The sliding variant of the side menu is realized in CSS with the classes side menu popup, side menu popup, and ids leftsidemenu and leftsidemenutop. It works in a similar way to how a sub-menu appears after touching a menu button. Only now the touch does not replace display: none by display: block, but margin-left: -8.5em (to the left outside view) by margin-left: 10px (normal position, on top of main). The touch-sensitive area is also larger than with menu buttons: the entire left side of main. Shifting the side menu from outside view to inside view can be animated as a gradual transition, using transition: margin-left 0.4s. It clarifies where the side menu comes from, rather than a sudden appearance.
For entertainment, the small sidebarbutton S makes a half rotation during the shifting, as if it were pulling the side menu to the visible position. This is realized with an transform: rotate animated with an transition: transform 0.6s.
Detail: After half a rotation, the shadow effect of S also has moved to the opposite side. That looks very strange. An additional action is needed to return the box-shadow shadow effect to the normal side. Also this transition of the shadow effect (transition box-shadow) needs a timing that corresponds with the rotation (namely half the rotation time) so as not to get weird transient effects, like suddenly an opposite shadow at the beginning or end of the rotation.

Main: problems due to the 'fixed' header

The header of other pages is 'fixed' meaning that the top menu is always available at the top of the screen. In order for main to be completely visible, the top part (where the header is) must be skipped. This could be done by using margin-top in main. However, the height of the header varies, because the top menu and the header text consist of 1 or 2 rows, depending on the width of the screen.

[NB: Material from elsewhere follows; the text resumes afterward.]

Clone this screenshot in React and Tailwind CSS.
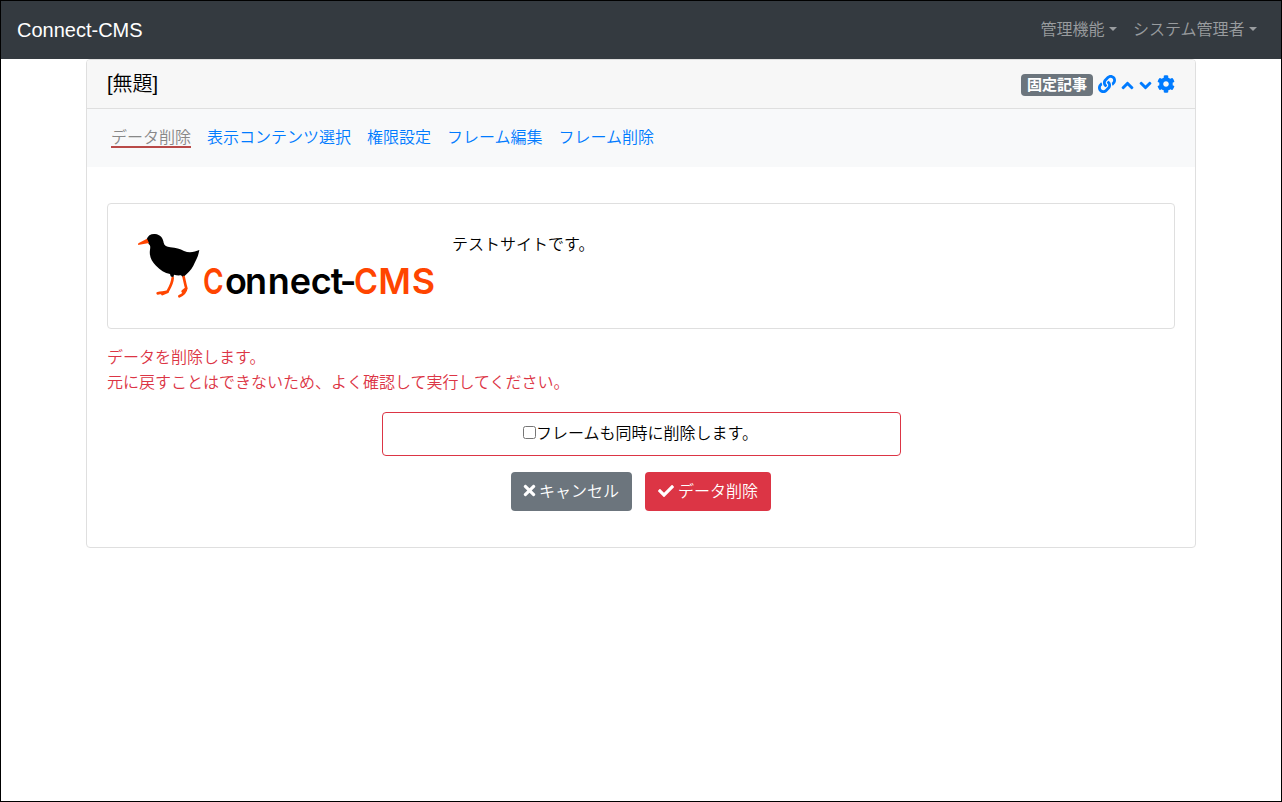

Problem: Main requires two different values of margin-top, depending on the screen width.
Solution: This value is dynamically adjustable by using of @media only screen statements in CSS.
Note that main of the welcome page overwrites margin-top with a fixed value because it does not have this problem.

Problem: Standard jumping to an anchor (from the side menu or top sub-menu) means that the web browser scrolls the anchor to the top of the screen, hidden under the fixed header.
Solution: The solution consists of two elements: let the browser believe that the anchor is higher than it really is, and making this extra height dynamically adjustable depending on the screen width.
The first is done by prefixing each anchor with an empty span tag of class anchored. This will trick the browser into the idea that he has to scroll to a higher position so that the anchor is lower and ends up right under the header. The exact operation is commented in CSS. Secondly, the size of the adjustment is dynamically controlled by @media only screen statements in CSS.
(Perhaps the same could be realized by the property scroll-margin-top, although w3schools says nothing about it and the web says at several places that this feature doesn't always work.)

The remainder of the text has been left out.